The route immediately after lunch was punishing – a long series of misleadingly torturous climbs off the valley floor. This was dairy-farming country and there were parcels of lush pastureland all around, bright green in the softening afternoon sun. The wind came up and our pace slowed as we slogged back to higher ground. The southern horizon was building up with cloud and my thoughts began to turn to where we might spend the night. We’d manage in a tent, even in rain, although it would be cramped. But it wouldn’t be my first choice, and I wondered if perhaps we might find ourselves on the clubhouse floor, using dusty cushions as makeshift mattresses, surrounded by faded posters and team photos, and long-outdated calendars from the Port Alfred butchery.

We must have walked around 15 kilometres at this point, perhaps a little more. We were stopping more frequently but such were our relations with each other – I knew Craig reasonably well, Jako not at all – that the dictates of machismo forbade any admission of fatigue. So we soldiered on, plodding gently upwards, only to find that we had reached a false rise, which meant that we had to do it all over again. Talk here centred on the South African historians they admired. There was slight grouchiness about Charles van Onselen, although this was trumped by grudging admiration, and we fell into discussion about Noel Mostert’s Frontiers, the epic story of ragged conflict between the settlers and the Xhosa people. ‘That’s a meneer of a book,’ said Jako in his droll Eastern Cape way, and we laughed, the mirth taking our minds off our sore feet and the increasingly heavy weight on our backs.

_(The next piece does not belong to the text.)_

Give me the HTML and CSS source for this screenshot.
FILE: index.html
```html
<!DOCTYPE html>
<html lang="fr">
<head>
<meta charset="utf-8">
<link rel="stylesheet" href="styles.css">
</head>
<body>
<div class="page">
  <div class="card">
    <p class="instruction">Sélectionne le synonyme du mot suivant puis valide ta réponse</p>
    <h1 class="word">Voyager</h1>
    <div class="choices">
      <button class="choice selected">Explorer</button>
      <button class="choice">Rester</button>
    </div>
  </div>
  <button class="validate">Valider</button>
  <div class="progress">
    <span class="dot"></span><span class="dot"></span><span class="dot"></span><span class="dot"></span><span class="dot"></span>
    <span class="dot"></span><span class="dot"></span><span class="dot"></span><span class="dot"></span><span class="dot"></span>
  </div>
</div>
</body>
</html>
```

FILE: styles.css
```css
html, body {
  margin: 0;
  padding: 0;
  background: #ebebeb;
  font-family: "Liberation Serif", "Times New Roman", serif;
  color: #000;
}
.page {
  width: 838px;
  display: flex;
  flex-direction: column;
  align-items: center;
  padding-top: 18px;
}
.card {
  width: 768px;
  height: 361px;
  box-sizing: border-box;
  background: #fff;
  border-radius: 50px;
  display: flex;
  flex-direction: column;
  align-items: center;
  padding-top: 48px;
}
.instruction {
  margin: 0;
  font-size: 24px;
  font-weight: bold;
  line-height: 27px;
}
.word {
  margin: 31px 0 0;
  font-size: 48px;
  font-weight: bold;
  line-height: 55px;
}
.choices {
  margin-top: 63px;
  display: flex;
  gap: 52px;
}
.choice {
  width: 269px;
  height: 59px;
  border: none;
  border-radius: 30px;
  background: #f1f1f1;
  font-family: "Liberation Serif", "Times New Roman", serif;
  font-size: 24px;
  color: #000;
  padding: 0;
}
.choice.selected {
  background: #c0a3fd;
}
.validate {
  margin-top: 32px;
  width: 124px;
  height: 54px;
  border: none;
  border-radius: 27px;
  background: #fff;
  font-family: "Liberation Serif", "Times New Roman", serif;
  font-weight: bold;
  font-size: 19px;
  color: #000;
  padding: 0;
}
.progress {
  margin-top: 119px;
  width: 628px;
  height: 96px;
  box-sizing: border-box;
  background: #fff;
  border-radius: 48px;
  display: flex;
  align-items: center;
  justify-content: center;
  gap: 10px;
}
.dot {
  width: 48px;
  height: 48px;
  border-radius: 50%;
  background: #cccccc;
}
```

There were nine so-called ‘kaffir’ or ‘frontier’ wars fought over land like this between roughly 1780 and 1880, which amounted pretty much to a hundred years of constant war, with periods of watchful truce between. Jako and Craig’s sympathies would vacillate between the oppressors and the oppressed, sometimes finding that there weren’t clear distinctions between the two. They knew, for example, that the settlers had been forsaken. They often came from big industrial cities (there was a strong Luddite component in the settler community, Craig said) and had little knowledge or experience of farming. Their skills were few, their hearts frightened, their nights dreadful. Contrast this with the Xhosa, who felt invaded and therefore belittled, fearful that this was a beginning of something that wouldn’t end. Was there enough land for them all? Would the heathens soon be on their way? Skirmishes and cattle rustling were year-round sports and the mutual incomprehension was stark. The Xhosa didn’t understand how men could wear blouses and watch the night sky for portents, while the settlers couldn’t comprehend how you could move cattle across land in search of sweeter grazing, not fencing them in pens or corrals. They looked at each other from across the bluffs of rivers like the Kariega and were united in misunderstanding and fear-crazed loathing.

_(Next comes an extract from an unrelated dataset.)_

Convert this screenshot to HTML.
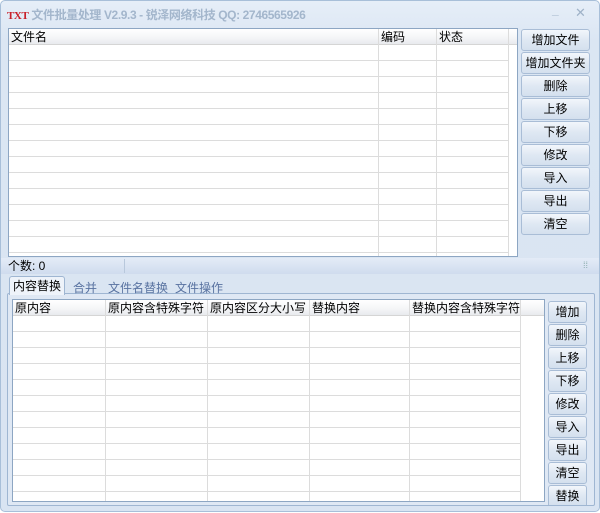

Craig and Jako’s ambivalence was deepened, I would hazard, by the fact that the settlers left behind material remains. The imaginative engagement with the past is in some sense tactile, predicated on being able to walk in a church graveyard or run the palm of your hand across a collapsed gravestone. Culturally, they were closer to the settlers – we all were – but they also felt aggrieved on the Xhosa’s behalf. Reflexively, they didn’t like the idea of dispossession but neither did they like the idea of distant Cape Town elites using the settler farmers as a bulwark against the tribes. It seemed too shamelessly cynical. ‘These guys were just fed to the wolves,’ Jako said at one point, and I agreed.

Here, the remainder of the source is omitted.